The legal sector lost 5,800 jobs, according to seasonally adjusted statistics in a recently released report (PDF) from the U.S. Bureau of Labor Statistics. When not seasonally adjusted, the figures show a gain of 1,500 jobs, but that is probably attributable to the elimination of summer associates from law firm payrolls, reports the Am Law Daily.

What can these unemployed lawyers expect from the job market? Many are looking at a long road ahead, often looking for 6-12 months before gaining employment. Grim figures that are unlikely to change in the near future, especially with the end of the year closing in, which traditionally provides for additional layoffs.

[Leigh Jones, The National Law Journal, November 09, 2009]

4Nov/09Off

What Does It Take To Become An In-House Counsel?

The number of attorneys who are interested in making the transition in-house is increasing, despite current economics. While securing an in-house position has always been difficult because of supply and demand, doing so in this economy is even more challenging. There is a significant distinction between wanting to go in-house and being ready to go in-house – something that many attorneys tend to miss when conducting their job search. In this article, we discuss what it takes to become a strong candidate for an in-house position in today’s marketplace.
Experience
The ideal in-house candidate is an experienced attorney with at least five years or more of professional practice experience, who can operate fairly independently. Why five years or more? In-house legal departments are not good training grounds for recent law graduates and junior-level attorneys. Companies generally do not have the resources available to train attorneys. Moreover, in-house attorneys, unlike their law firm counterparts, are viewed as part of overhead. Therefore, while attorneys are a necessity, they do not contribute to the financial bottom line of the companies they serve. Therefore, in-house legal departments have every incentive to want to hire experienced attorneys who require little training or supervision.
Is there such a thing as too much experience? In some cases, there is.
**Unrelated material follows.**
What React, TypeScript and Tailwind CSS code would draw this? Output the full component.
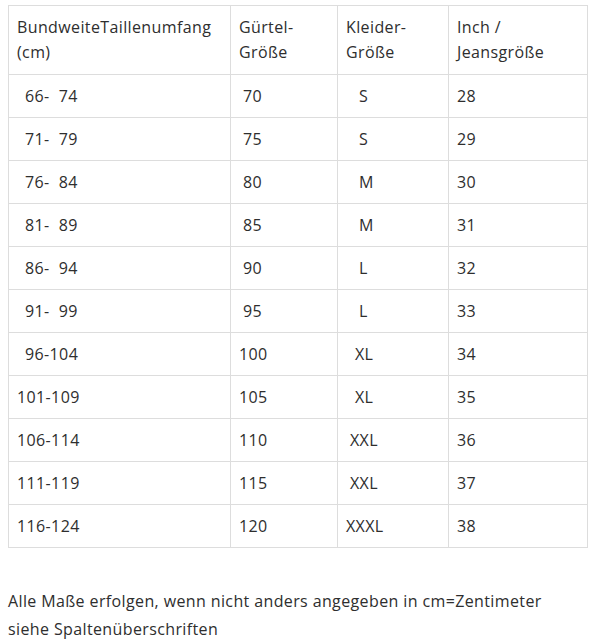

Companies tend to value hiring attorneys who have both law firm and in-house experience. Partner-level attorneys who only have law firm experience are at risk of being passed for positions, junior-level or otherwise. They tend to be viewed as too specialized, not business-oriented enough, and lacking in industry experience. That prejudice tends to grow in accordance with the length of time they have remained in private practice without ever having held an in-house position. Partner-level attorneys are often viewed as too “inflexible” and expensive to successfully transition in-house. In an employer-driven market companies get what companies want, whether or not these preferences are justified. Therefore, the best time to consider an in-house transition is after five years of practice and before partnership.
Practice
When it comes to the type of practice area in-house legal departments are interested in when hiring, it is important to remember that not all practice areas are created equal. While corporate law departments do hire attorneys in a variety of specialized practice areas, including litigation, labor and employment, intellectual property, real estate, and tax – to name a few, these positions are few and far in between. In other words, there are very few in-house legal opportunities available for these practice areas. Moreover, because of the type of competition that is generated for these few position, outstanding candidates are often kept from ever making the final cut.
If you are playing a numbers game, which is what you have to do when considering an in-house attorney position, and you are interested in moving up on the in-house totem poll, you should have general corporate and commercial contracts experience. In other words, transactional attorneys have an edge in the number of positions available to them, not to mention improved prospects for advancement within law departments, including general counsel positions. 
To improve your odds even further, you should supplement your transactional practice with some exposure to litigation, employment, corporate governance, finance, intellectual property, and governmental regulations, to be able to assist a company gets its goods or services to market. Corporate law departments tend to look for “generalists,” or attorneys who are able to spot issues and handle matters in a wide variety of areas. In other words, most in-house counsel act like ER doctors conducting triage when the ambulance gets in. They have to quickly identify the problem, establish priorities, determine what they can handle themselves and whether they will require the services of a specialist, or in this case an outside counsel.
Aptitude
Even if you have the required experience and practice area to be a good candidate for an in-house position, there are a number of “soft skills” you need to be competitive and successful for these positions. First, as an in-house attorney you need to have business sense. When a company hires in-house counsels, they are expected to provide legal advice in a business context. The ability to understand business objectives and provide legal advice to non-lawyers is crucial to succeeding as an in-house counsel. Along those lines, the ability to persuade is also an important quality to have, as counsels often have to defend their positions. This assumes strong negotiation skills, as well as superior oral and written communication skills. 
In-house attorneys are also required to work with a wide variety of people, from senior executives to employees on the floor. Therefore, having strong interpersonal skills and the ability to be comfortable in a variety of situations, from conducting formal board meetings to dispensing informal hallway advice, it very important as well. Finally, a successful in-house attorney must be able to provide practical advice. In other words, companies tend to turn to their counsel for solutions to their business problems, rather than for textbook advice or opinions. To be an effective problem-solver, an in-house attorney must not only be familiar with his company’s business, structure or industry, but also its culture and its risk management standards. Of course, these are but a few of the soft skills that are required to be an effective in-house counsel; there are others, many of which are company and industry-specific. What is to be remembered is that being an experienced and skilled legal practitioner, while a requisite, is not always sufficient to become a strong candidate for in-house positions in today’s marketplace.